Author

Aidan Clifford is advisory services manager, ACCA Ireland

Director restrictions

The operators of various Irish franchises, including several Starbucks cafes, TGI Fridays, Mao and Hard Rock Cafe, were recently restricted from acting as company directors for five years. The judge’s decision in the relevant case – Downtul Limited (in liquidation) – is now available and includes an extensive examination of the grounds for restricting a director under section 819 of the Companies Act 2014.

The three cumulative statutory criteria set out in section 819 are that a person will not be able to avoid restriction unless the court is satisfied that:

They acted honestly and responsibly in relation to the conduct of the affairs of the company (before or after insolvency), and that includes there not being any irresponsible conduct.

  • They cooperated with the liquidator as much as could reasonably be expected when asked to.
  • There is no other reason why it would not be just and equitable to impose restriction.
  • These three principles are to be applied objectively and without hindsight.

A higher standard of care is effectively imposed on a qualified professional, as the standard of care, skill and diligence required of a director depends on that individual’s particular experience and qualifications. The fact that a restriction would have serious consequences for a director is not relevant.

Careless use of innovative compliance products can increase money laundering risks

Operational resilience

The Central Bank of Ireland has updated its cross-industry guidance on operational resilience to align with the Digital Operational Resilience Regulation and Directive (DORA). The document requires financial institutions to address existing vulnerabilities and weaknesses and mitigate risks in the financial system to ensure they can better withstand future shocks and crises and to limit the impact of such events.

AML/CTF risks

The Europe Banking Authority has published its 2025 opinion on money laundering and terrorist financing risks affecting the EU’s financial sector. The opinion concludes that careless use of innovative compliance products can lead to such risks, and that some banks ‘prioritise growth over compliance’. Some of the other findings include:

  • Over half of serious compliance failures involved the improper use of regtech tools.
  • Many crypto-asset service providers lack effective anti-money laundering and counter-terrorism financing (AML/CTF) systems, and some attempt to bypass regulatory oversight.
  • Criminals are increasingly using AI to automate laundering schemes, forge documents and evade detection.
  • The complexity of EU sanctions regimes poses compliance challenges.
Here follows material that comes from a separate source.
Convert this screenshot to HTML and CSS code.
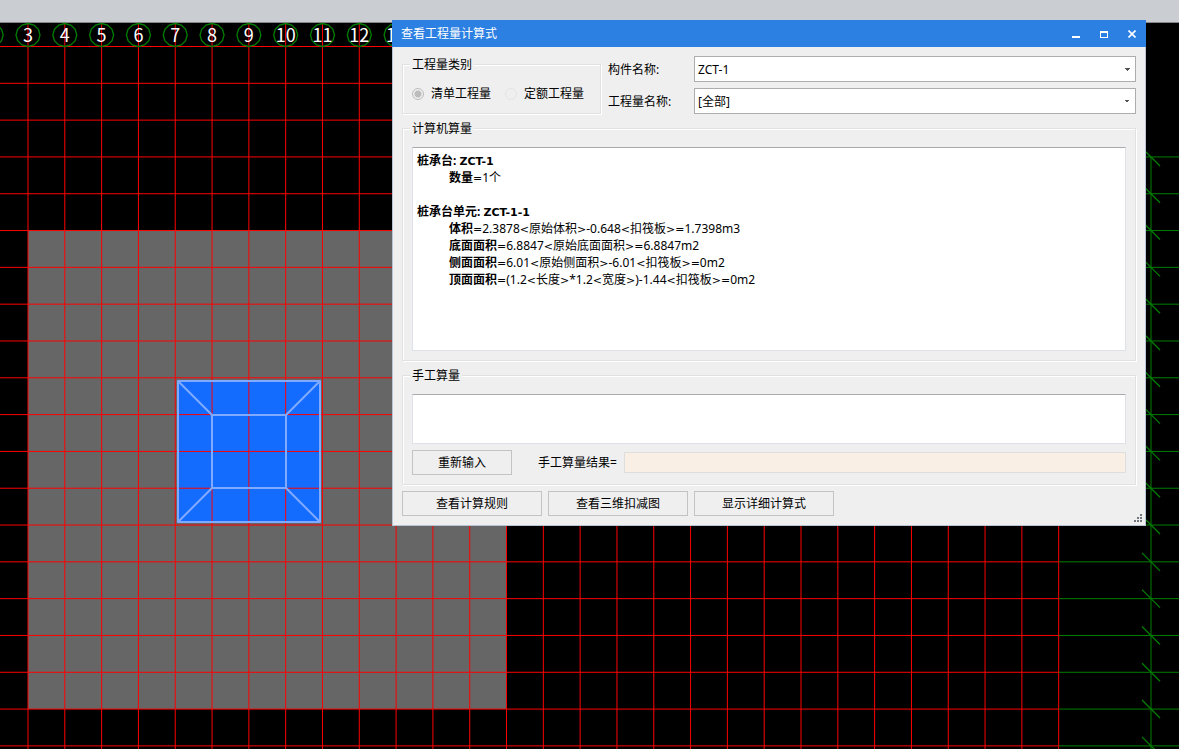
FILE: index.html
```html
<!DOCTYPE html>
<html lang="zh-CN">
<head>
<meta charset="utf-8">
<title>查看工程量计算式</title>
<link rel="stylesheet" href="styles.css">
</head>
<body>
<div class="toolbar"></div>
<main class="workspace">
  <svg class="drawing" aria-hidden="true">
    <rect class="slab" x="28" y="207" width="478" height="479"/>
    <rect class="cap-fill" x="178" y="358" width="142" height="141"/>
    <g id="axes"></g>
    <g class="cap-edges">
      <path d="M178 358H320V499H178ZM212 392H286V465H212Z"/>
      <path d="M178 358L212 392M320 358L286 392M178 499L212 465M320 499L286 465"/>
    </g>
    <g id="bubbles"></g>
  </svg>

  <section class="dialog" role="dialog" aria-labelledby="dialog-title">
    <header class="titlebar">
      <h1 class="title" id="dialog-title">查看工程量计算式</h1>
      <button class="win-btn" type="button" aria-label="最小化"><svg width="8" height="8"><path d="M0 6h8v2H0z" fill="#fff"/></svg></button>
      <button class="win-btn" type="button" aria-label="最大化"><svg width="8" height="8" shape-rendering="crispEdges"><path d="M0 1h8v7H0zM1 3v4h6V3z" fill="#fff" fill-rule="evenodd"/></svg></button>
      <button class="win-btn" type="button" aria-label="关闭"><svg width="8" height="8"><path d="M.5 .5l7 7M7.500 .5l-7 7" stroke="#fff" stroke-width="1.600"/></svg></button>
    </header>
    <form class="content">
      <div class="top-row">
        <fieldset class="group group-kind">
          <legend>工程量类别</legend>
          <div class="radios">
            <label class="radio-label"><input class="radio" type="radio" name="kind" checked disabled>清单工程量</label>
            <label class="radio-label"><input class="radio" type="radio" name="kind" disabled>定额工程量</label>
          </div>
        </fieldset>
        <div class="fields">
          <label for="component">构件名称:</label>
          <select class="select" id="component"><option>ZCT-1</option></select>
          <label for="quantity">工程量名称:</label>
          <select class="select" id="quantity"><option>[全部]</option></select>
        </div>
      </div>

      <fieldset class="group">
        <legend>计算机算量</legend>
        <div class="output">
          <p><b>桩承台: <span class="sym">ZCT-1</span></b></p>
          <p class="item"><b>数量</b><span class="sym">=</span>1个</p>
          <p class="second"><b>桩承台单元: <span class="sym">ZCT-1-1</span></b></p>
          <p class="item"><b>体积</b><span class="sym">=</span>2.3878<span class="sym">&lt;</span>原始体积<span class="sym">&gt;</span>-0.648<span class="sym">&lt;</span>扣筏板<span class="sym">&gt;=</span>1.7398m3</p>
          <p class="item"><b>底面面积</b><span class="sym">=</span>6.8847<span class="sym">&lt;</span>原始底面面积<span class="sym">&gt;=</span>6.8847m2</p>
          <p class="item"><b>侧面面积</b><span class="sym">=</span>6.01<span class="sym">&lt;</span>原始侧面积<span class="sym">&gt;</span>-6.01<span class="sym">&lt;</span>扣筏板<span class="sym">&gt;=</span>0m2</p>
          <p class="item"><b>顶面面积</b><span class="sym">=</span>(1.2<span class="sym">&lt;</span>长度<span class="sym">&gt;</span>*1.2<span class="sym">&lt;</span>宽度<span class="sym">&gt;</span>)-1.44<span class="sym">&lt;</span>扣筏板<span class="sym">&gt;=</span>0m2</p>
        </div>
      </fieldset>

      <fieldset class="group">
        <legend>手工算量</legend>
        <textarea class="manual" aria-label="手工算量"></textarea>
        <div class="result-row">
          <button class="btn btn-small" type="button">重新输入</button>
          <label class="result-label" for="result">手工算量结果=</label>
          <input class="result" id="result" type="text" readonly>
        </div>
      </fieldset>

      <div class="actions">
        <button class="btn" type="button">查看计算规则</button>
        <button class="btn" type="button">查看三维扣减图</button>
        <button class="btn" type="button">显示详细计算式</button>
      </div>
    </form>
    <svg class="grip" width="8" height="8" shape-rendering="crispEdges" aria-hidden="true"><path d="M6 0h2v2H6zM3 3h2v2H3zM6 3h2v2H6zM0 6h2v2H0zM3 6h2v2H3zM6 6h2v2H6z" fill="#71757c"/></svg>
  </section>
</main>
<script src="axes.js"></script>
</body>
</html>
```
FILE: styles.css
```css
* { box-sizing: border-box; }
body {
  margin: 0;
  height: 100vh;
  display: flex;
  flex-direction: column;
  overflow: hidden;
  background: #000;
  color: #000;
  font: 12px/17px "Noto Sans", "Noto Sans CJK SC", sans-serif;
}
.toolbar {
  height: 23px;
  flex: none;
  background: #cacdd1;
  border-bottom: 1px solid #85878a;
}
.workspace { position: relative; flex: 1; }
.drawing { position: absolute; inset: 0; width: 100%; height: 100%; overflow: visible; }
.slab { fill: #666; }
.cap-fill { fill: #146cff; }
.cap-edges { fill: none; stroke: #80aaff; stroke-width: 2; stroke-linejoin: round; }
.axis { stroke: #f00; }
.extension { stroke: #007f00; }
.tick { stroke: #007f00; stroke-width: 1.3; }
.bubble { fill: none; stroke: #007f00; stroke-width: 1.3; }
.number {
  fill: #fff;
  font: 18px "Noto Sans CJK SC", sans-serif;
  text-anchor: middle;
}

.dialog {
  position: absolute;
  top: -3px;
  left: 392px;
  right: 33px;
  background: #efefef;
  border: 1px solid #b9c3d3;
  border-top: 0;
}
.titlebar {
  display: flex;
  align-items: center;
  height: 27px;
  margin: 0 -1px;
  padding: 0 0 0 9px;
  background: #2c80e2;
  color: #fff;
}
.title { flex: 1; margin: 0; font-size: 12px; font-weight: 400; }
.win-btn {
  width: 28px;
  height: 27px;
  padding: 0;
  border: 0;
  background: none;
  display: grid;
  place-items: center;
}
.content { padding: 9px; display: flex; flex-direction: column; gap: 6px; }
.top-row { display: flex; gap: 7px; }
.group {
  min-width: 0;
  margin: 0;
  padding: 10px 9px 9px;
  border: 1px solid #e1e1e1;
  box-shadow: 1px 1px 0 #fff, inset 1px 1px 0 #fff;
}
.group-kind { width: 199px; padding-top: 12px; }
.group legend { padding: 0 2px; margin-left: -2px; line-height: 17px; background: #efefef; }
.radios { display: flex; gap: 14px; }
.radio-label { display: flex; align-items: center; gap: 7px; white-space: nowrap; }
.radio {
  appearance: none;
  width: 12px;
  height: 12px;
  margin: 0;
  border: 1px solid #e4e4e4;
  border-radius: 50%;
}
.radio:checked { border-color: #bcbcbc; background: radial-gradient(#bcbcbc 3px, transparent 4px); }
.fields {
  flex: 1;
  display: grid;
  grid-template-columns: 80px 1fr;
  gap: 6px;
  align-items: center;
}
.select {
  appearance: none;
  width: 100%;
  height: 26px;
  padding: 0 3px;
  border: 1px solid #adadad;
  border-radius: 0;
  color: #000;
  font: inherit;
  background: #fff conic-gradient(from -45deg at 50% 100%, #555 90deg, transparent 0) no-repeat right 5px center / 6px 3px;
}
.output, .manual {
  display: block;
  width: 100%;
  background: #fff;
  border: 1px solid #dfe1e8;
  border-top-color: #a9aaae;
}
.output { min-height: 204px; padding: 4px; }
.output p { margin: 0; }
.output .item { padding-left: 32px; }
.output .second { margin-top: 17px; }
.sym { font: 11px/1 "DejaVu Sans", sans-serif; font-weight: inherit; }
.manual { height: 50px; resize: none; font: inherit; }
.result-row { display: flex; align-items: center; margin-top: 6px; }
.btn {
  width: 140px;
  height: 25px;
  padding: 0;
  border: 1px solid #c3c3c3;
  background: #efefef;
  color: #000;
  font: inherit;
}
.btn-small { width: 100px; }
.result-label { width: 112px; padding-left: 26px; white-space: nowrap; }
.result {
  flex: 1;
  min-width: 0;
  height: 21px;
  border: 1px solid #dedede;
  background: #faefe5;
  font: inherit;
}
.actions { display: flex; gap: 6px; }
.grip { position: absolute; right: 3px; bottom: 3px; }
```
FILE: axes.js
```js
const NS = "http://www.w3.org/2000/svg";
const axes = document.getElementById("axes");
const bubbles = document.getElementById("bubbles");
const PITCH = 36.81;
const FIRST_X = 28;
const FIRST_Y = 23.5;
const LAST_X = FIRST_X + PITCH * 28;
const CHAIN_X = 1151;

function add(parent, tag, attrs, text) {
  const el = document.createElementNS(NS, tag);
  for (const key in attrs) el.setAttribute(key, attrs[key]);
  if (text) el.textContent = text;
  parent.appendChild(el);
}

function path(className, d) {
  add(axes, "path", { class: className, d });
}

for (let i = 0; i <= 28; i++) {
  path("axis", `M${FIRST_X + i * PITCH} 0V4000`);
}
for (let i = 0; i <= 60; i++) {
  const y = FIRST_Y + i * PITCH;
  path("axis", `M0 ${y}H${LAST_X}`);
  if (i >= 3) {
    path("extension", `M${LAST_X} ${y}H4000`);
    path("tick", `M${CHAIN_X - 9} ${y - 9}L${CHAIN_X + 9} ${y + 9}`);
  }
}
path("extension", `M${CHAIN_X} ${FIRST_Y + 3 * PITCH}V4000`);

for (let i = -1; i <= 10; i++) {
  const x = FIRST_X + i * PITCH;
  const points = [];
  for (let k = 0; k < 12; k++) {
    const a = k * Math.PI / 6;
    points.push(`${x + 12 * Math.sin(a)},${12 - 11.5 * Math.cos(a)}`);
  }
  add(bubbles, "polygon", { class: "bubble", points: points.join(" ") });
  if (i >= 0) add(bubbles, "text", { class: "number", x, y: 19 }, String(i + 3));
}
```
The Central Bank of Ireland is adapting its supervisory approach to money laundering and terrorism financing risk. This initially involves replacing the current AML/CTF risk evaluation questionnaire with sector-specific questionnaires to capture more detailed and pertinent risk data.

Read more about how the EU is planning to support member states in cracking down on financial crime in this AB article.

Russian sanctions

The EU has adopted an 18th package of measures aimed at ‘cutting Russia’s energy revenues, hitting Russia’s banking sector, further weakening its military industrial complex, strengthening anti circumvention measures, and holding Russia accountable for its crimes against Ukrainian children and cultural heritage’.

The EU sanctions helpdesk has also provided guidance on the meaning of ‘ownership’ and ‘control’ in the context of the sanctions.

Sustainability-linked debt

The growth in sustainability-linked financing instruments (whose pricing is linked to the attainment of predefined environmental or social targets) has been addressed by the Irish Auditing and Accounting Supervisory Authority (IAASA). It has issued a report on sustainability-linked debt and related disclosures from a sample of issuers’ annual reports.

Practices are being targeted by fraudulent trademark emails

Disclosures

A recurring theme of the IAASA review of audits of public interest entities (PIEs) is weaknesses in financial statement disclosures. To address this, IAASA has released a publication on the key auditing requirements of PIE financial statement disclosures.

Scam emails

The Intellectual Property Office has warned that practices are being targeted by emails from fraudulent trademark agents claiming that individuals are attempting to trademark the practice’s name. The scam email then encourages the practice to make contact and engage the agent to remedy the issue.